Rush, “Clockwork Angels” (Atlantic), TBA
The prelude to album No. 19 for the Canadian cult trio is “Caravan,” a spiraling five-and-a-half-minute epic and staple of their ongoing Time Machine tour. “I can’t stop thinking big!” bassmeister Geddy Lee croons in the chorus. Prog rock truly never dies.

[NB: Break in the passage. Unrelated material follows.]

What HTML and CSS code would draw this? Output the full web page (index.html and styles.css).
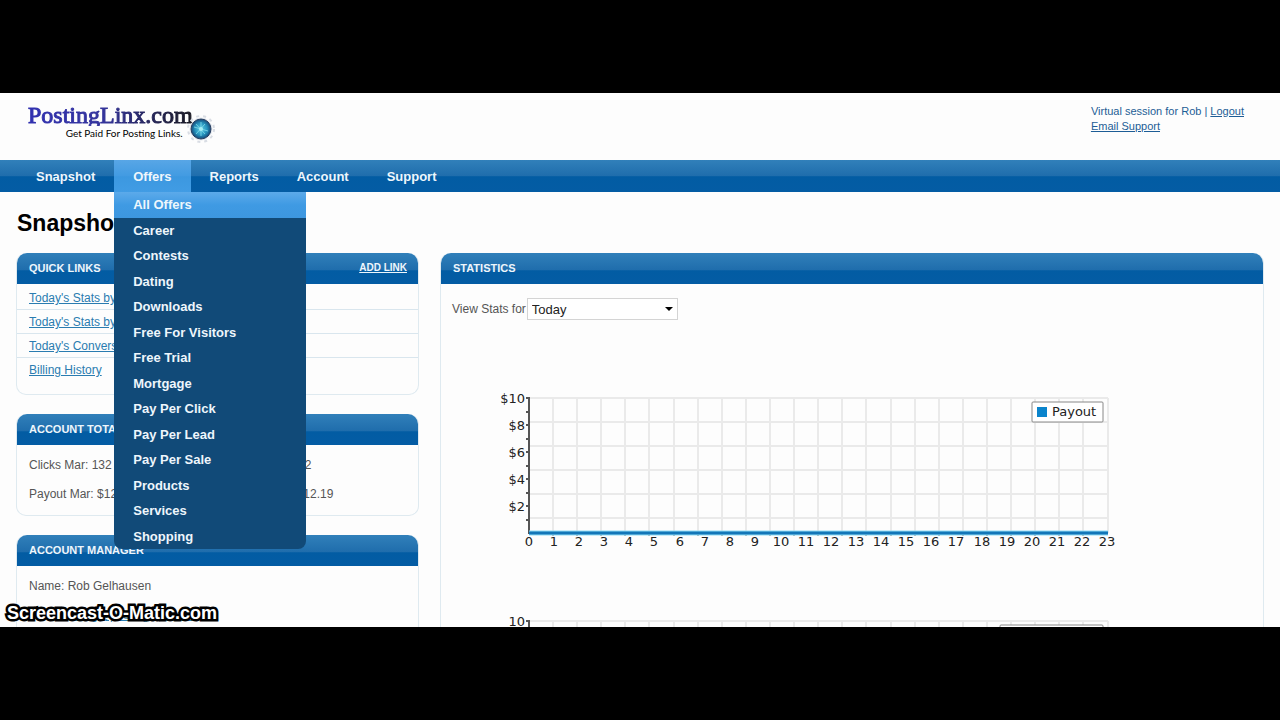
FILE: index.html
```html
<!DOCTYPE html>
<html lang="en">
<head>
<meta charset="utf-8">
<title>Snapshot - PostingLinx.com</title>
<link rel="stylesheet" href="styles.css">
</head>
<body>
<div class="screen">
  <header class="top">
    <div class="logo">
      <div class="logo-text">
        <span class="logo-name">PostingLinx.com</span>
        <span class="logo-tag">Get Paid For Posting Links.</span>
      </div>
      <svg class="logo-globe" viewBox="0 0 30 30" aria-hidden="true">
        <defs>
          <radialGradient id="globe"><stop offset="0" stop-color="#5cc8e0"/><stop offset=".6" stop-color="#2694be"/><stop offset="1" stop-color="#164878"/></radialGradient>
        </defs>
        <circle cx="15" cy="15" r="13" fill="none" stroke="#d9dde4" stroke-width="2" stroke-dasharray="3 4"/>
        <circle cx="15" cy="15" r="11" fill="none" stroke="#e4e8ee"/>
        <circle cx="15" cy="15" r="10" fill="url(#globe)" stroke="#2a3f60"/>
        <path d="M15 8v14M8 13l14 4M10 20l9-10M10 10l9 10" stroke="#8fe4f0" stroke-width="1" fill="none" opacity=".7"/>
        <circle cx="15" cy="15" r="2" fill="#a5eef5"/>
      </svg>
    </div>
    <div class="session">
      <div>Virtual session for Rob | <a href="#">Logout</a></div>
      <div><a href="#">Email Support</a></div>
    </div>
  </header>

  <nav class="nav">
    <ul class="nav-list">
      <li><a href="#">Snapshot</a></li>
      <li class="open"><a href="#">Offers</a>
        <ul class="menu">
          <li class="current"><a href="#">All Offers</a></li>
          <li><a href="#">Career</a></li>
          <li><a href="#">Contests</a></li>
          <li><a href="#">Dating</a></li>
          <li><a href="#">Downloads</a></li>
          <li><a href="#">Free For Visitors</a></li>
          <li><a href="#">Free Trial</a></li>
          <li><a href="#">Mortgage</a></li>
          <li><a href="#">Pay Per Click</a></li>
          <li><a href="#">Pay Per Lead</a></li>
          <li><a href="#">Pay Per Sale</a></li>
          <li><a href="#">Products</a></li>
          <li><a href="#">Services</a></li>
          <li><a href="#">Shopping</a></li>
        </ul>
      </li>
      <li><a href="#">Reports</a></li>
      <li><a href="#">Account</a></li>
      <li><a href="#">Support</a></li>
    </ul>
  </nav>

  <main class="content">
    <h1>Snapshot</h1>
    <div class="columns">
      <div class="side">
        <section class="panel">
          <div class="panel-head"><h2>Quick Links</h2><a href="#">Add Link</a></div>
          <ul class="links">
            <li><a href="#">Today's Stats by Offer</a></li>
            <li><a href="#">Today's Stats by Sub ID</a></li>
            <li><a href="#">Today's Conversions</a></li>
            <li><a href="#">Billing History</a></li>
          </ul>
        </section>
        <section class="panel">
          <div class="panel-head"><h2>Account Totals</h2></div>
          <div class="facts totals">
            <span>Clicks Mar: 132</span><span>Clicks YTD: 132</span>
            <span>Payout Mar: $12.19</span><span>Payout YTD: $12.19</span>
          </div>
        </section>
        <section class="panel">
          <div class="panel-head"><h2>Account Manager</h2></div>
          <div class="facts">
            <span>Name: Rob Gelhausen</span>
            <span class="email">Email: <a href="#">rob.g@postinglinx.com</a></span>
          </div>
        </section>
      </div>

      <section class="panel stats">
        <div class="panel-head"><h2>Statistics</h2></div>
        <div class="stats-body">
          <div class="filter">
            <label for="range">View Stats for</label>
            <span class="select"><select id="range"><option>Today</option></select></span>
          </div>
          <svg class="chart" viewBox="0 0 680 170" role="img" aria-label="Payout by hour">
            <path class="grid" d="M101 18V153M125 18V153M149 18V153M173 18V153M197 18V153M222 18V153M246 18V153M270 18V153M294 18V153M318 18V153M342 18V153M366 18V153M390 18V153M414 18V153M439 18V153M463 18V153M487 18V153M511 18V153M535 18V153M559 18V153M583 18V153M607 18V153M631 18V153M656 18V153M77 18H656M77 42H656M77 66H656M77 90H656M77 114H656M77 138H656"/>
            <path class="axis" d="M77 17V154M74 18H77M74 32H77M74 45H77M74 59H77M74 72H77M74 86H77M74 99H77M74 113H77M74 126H77M74 140H77"/>
            <path class="axis tick" d="M101 153V156M125 153V156M149 153V156M173 153V156M197 153V156M222 153V156M246 153V156M270 153V156M294 153V156M318 153V156M342 153V156M366 153V156M390 153V156M414 153V156M439 153V156M463 153V156M487 153V156M511 153V156M535 153V156M559 153V156M583 153V156M607 153V156M631 153V156"/>
            <path class="series-glow" d="M77 153H656"/>
            <path class="series" d="M77 153H656"/>
            <g class="ylab">
              <text x="73" y="23">$10</text><text x="73" y="50">$8</text><text x="73" y="77">$6</text><text x="73" y="104">$4</text><text x="73" y="131">$2</text>
            </g>
            <g class="xlab">
              <text x="77" y="166">0</text><text x="102" y="166">1</text><text x="127" y="166">2</text><text x="152" y="166">3</text><text x="177" y="166">4</text><text x="202" y="166">5</text><text x="228" y="166">6</text><text x="253" y="166">7</text><text x="278" y="166">8</text><text x="303" y="166">9</text><text x="329" y="166">10</text><text x="354" y="166">11</text><text x="379" y="166">12</text><text x="404" y="166">13</text><text x="429" y="166">14</text><text x="454" y="166">15</text><text x="479" y="166">16</text><text x="504" y="166">17</text><text x="530" y="166">18</text><text x="555" y="166">19</text><text x="580" y="166">20</text><text x="605" y="166">21</text><text x="630" y="166">22</text><text x="655" y="166">23</text>
            </g>
            <rect class="legend" x="580" y="22" width="71" height="20" rx="1"/>
            <rect class="key" x="585" y="27" width="10" height="10"/>
            <text x="600" y="36">Payout</text>
          </svg>
          <svg class="chart" viewBox="0 0 680 170" role="img" aria-label="Conversions by hour">
            <path class="grid" d="M101 18V153M125 18V153M149 18V153M173 18V153M197 18V153M222 18V153M246 18V153M270 18V153M294 18V153M318 18V153M342 18V153M366 18V153M390 18V153M414 18V153M439 18V153M463 18V153M487 18V153M511 18V153M535 18V153M559 18V153M583 18V153M607 18V153M631 18V153M656 18V153M77 18H656M77 42H656"/>
            <path class="axis" d="M77 17V154M74 18H77M74 32H77"/>
            <g class="ylab"><text x="73" y="23">10</text></g>
            <rect class="legend" x="548" y="22" width="103" height="20" rx="1"/>
          </svg>
        </div>
      </section>
    </div>
  </main>
  <div class="watermark">Screencast-O-Matic.com</div>
</div>
</body>
</html>
```

FILE: styles.css
```css
* { box-sizing: border-box; }

body {
  margin: 0;
  height: 100vh;
  padding: 93px 0;
  background: #000;
  font: 12px/16px "Liberation Sans", Arial, sans-serif;
  color: #555;
}

ul { list-style: none; margin: 0; padding: 0; }
h1, h2 { margin: 0; }

.screen {
  position: relative;
  height: 100%;
  overflow: hidden;
  background: #fdfdfd;
}

.top {
  display: flex;
  justify-content: space-between;
  height: 67px;
  padding: 11px 36px 0 28px;
}

.logo { display: flex; align-items: flex-end; height: 40px; }
.logo-text { display: flex; flex-direction: column; align-items: flex-end; height: 40px; }
.logo-name {
  font: 24px/22px "Liberation Serif", serif;
  background: linear-gradient(90deg, #3030b0 0%, #34349c 45%, #181820 100%);
  background-clip: text;
  -webkit-background-clip: text;
  color: transparent;
  -webkit-text-stroke: 1px transparent;
}
.logo-tag {
  font: 10px/14px Lato, sans-serif;
  color: #000;
  padding-right: 10px;
}
.logo-globe { width: 30px; height: 30px; margin-left: -7px; }

.session { font-size: 11px; line-height: 15px; color: #1d5d96; }
.session a { color: inherit; }

.nav {
  height: 32px;
  padding-left: 17px;
  background: linear-gradient(#3180ba 0, #1f6dac 50%, #025ca3 52%, #045ca4 100%);
}
.nav-list { display: flex; height: 100%; }
.nav-list > li { position: relative; }
.nav a {
  display: block;
  padding: 0 19px;
  color: #eef6fc;
  font-size: 13px;
  font-weight: bold;
  line-height: 34px;
  text-decoration: none;
}
.open { background: linear-gradient(#58a6e6 0, #429be2 50%, #3c98e0 52%, #419ce4 100%); }

.menu {
  position: absolute;
  z-index: 2;
  top: 100%;
  left: 0;
  display: grid;
  grid-auto-rows: 1fr;
  width: 192px;
  height: 357px;
  border-radius: 0 0 8px 8px;
  background: #114a78;
}
.menu a { height: 25px; line-height: 26px; }
.current { background: linear-gradient(#5caaea, #3f9ae3 50%, #3d97e0); }

.content { padding: 18px 16px; }
h1 { padding-left: 1px; font-size: 23px; line-height: 26px; color: #000; }

.columns {
  display: grid;
  grid-template-columns: 403px 1fr;
  align-items: start;
  gap: 21px;
  margin-top: 17px;
}
.side { display: grid; gap: 19px; }

.panel {
  border: 1px solid #dfeaf0;
  border-top: 0;
  border-radius: 10px;
  background: #fdfdfd;
}
.panel-head {
  display: flex;
  align-items: center;
  justify-content: space-between;
  height: 31px;
  padding: 0 11px 2px 12px;
  border-radius: 10px 10px 0 0;
  background: linear-gradient(#3180ba 0, #1f6dac 55%, #025ca3 57%, #045ca4 100%);
  color: #eef6fc;
  text-transform: uppercase;
}
.panel-head h2 { font-size: 11px; line-height: 16px; }
.panel-head a { color: inherit; font-size: 10px; font-weight: bold; }

.links { padding: 2px 0 12px; }
.links li { height: 24px; padding: 4px 12px; border-bottom: 1px solid #d9e6ee; }
.links li:last-child { border-bottom: 0; }
.links a, .facts a { color: #2a7cb0; }

.facts { display: grid; padding: 6px 12px; line-height: 29px; }
.totals { grid-template-columns: 1fr 1fr; column-gap: 16px; }
.email { display: flex; gap: 8px; }

.stats-body { padding: 14px 11px; }
.filter { display: flex; align-items: center; gap: 1px; margin-bottom: 60px; }
.select { position: relative; display: flex; width: 151px; }
.select select {
  appearance: none;
  width: 100%;
  height: 22px;
  padding: 0 4px;
  border: 1px solid #d4d4d4;
  border-radius: 0;
  background: #fff;
  font: 13px "Liberation Sans", Arial, sans-serif;
  color: #222;
}
.select::after {
  content: "";
  position: absolute;
  right: 5px;
  top: 9px;
  border: 4px solid transparent;
  border-top-color: #000;
  border-bottom: 0;
}

.chart {
  display: block;
  width: 680px;
  max-width: 100%;
  margin-bottom: 53px;
  font: 13px "DejaVu Sans", Verdana, sans-serif;
  fill: #222;
}
.grid { fill: none; stroke: #eaeaea; stroke-width: 2; }
.axis { fill: none; stroke: #555; stroke-width: 2; }
.tick { stroke-width: 1; }
.series-glow { stroke: #8fdcf6; stroke-width: 5; }
.series { stroke: #1376b8; stroke-width: 3; }
.ylab { text-anchor: end; }
.xlab { text-anchor: middle; }
.legend { fill: #fff; stroke: #888; }
.key { fill: #0a84cc; }

.watermark {
  position: absolute;
  z-index: 3;
  left: 7px;
  bottom: 4px;
  font-size: 18px;
  font-weight: bold;
  line-height: 20px;
  color: #fff;
  -webkit-text-stroke: 5px #000;
  paint-order: stroke fill;
}
```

Snoop Dogg, “Doggumentary Music” (Capitol), March
Rumor: Prince William recently requested a performance by the Doggfather at his royal bachelor party. Fact: The video for “Wet,” the Cataracs-produced lead single from Snoop’s upcoming album, features a couple stand-ins for the British monarch and his brother.
Van Halen, TBA, TBA
Last summer, Internet rumors circulated of an album featuring David Lee Roth, the Van Halen brothers, and Eddie’s teenage son Wolfgang on bass. Said rumors were refuted by the band’s publicist, Larry Solters, in November. We’ll keep you posted.
Radiohead, TBA, TBA
Guitarist Jonny Greenwood recently told Rolling Stone Italy that The World’s Most Important Band are close to finishing their follow-up to 2007’s groundbreaking “In Rainbows.” No details on how it’ll be released; we’re predicting in pill form.
Jeff Bridges, TBA, TBA
El Duderino recently told AskMen.com, “I’m going on 61, and I’ve been doing music since I was a kid. I always had to put that on the back burner as an actor. But I’m in the studio recording an album with T-Bone Burnett [see previous Gregg Allman blurb] for Blue Note. We’re writing songs now — we’ve got a slew of them that I’ve written over the years. We’ll be touring for the album after that. So far, we call ourselves the Royal We.”
Coldplay, TBA, TBA
Obsessive Coldplay fans have stockpiled info about the band’s fifth album like Tom Hanks decoding Da Vinci. Things we know: Brian Eno is at least partially producing, it’s not a concept album, the album title is probably two words beginning with M, and HBO crime drama “The Wire” is an influence on the lyrics. Singer Chris Martin recently told the BBC that the as-yet-untitled album is not a concept album, but rather a “thinly veiled account of what happens within the group.”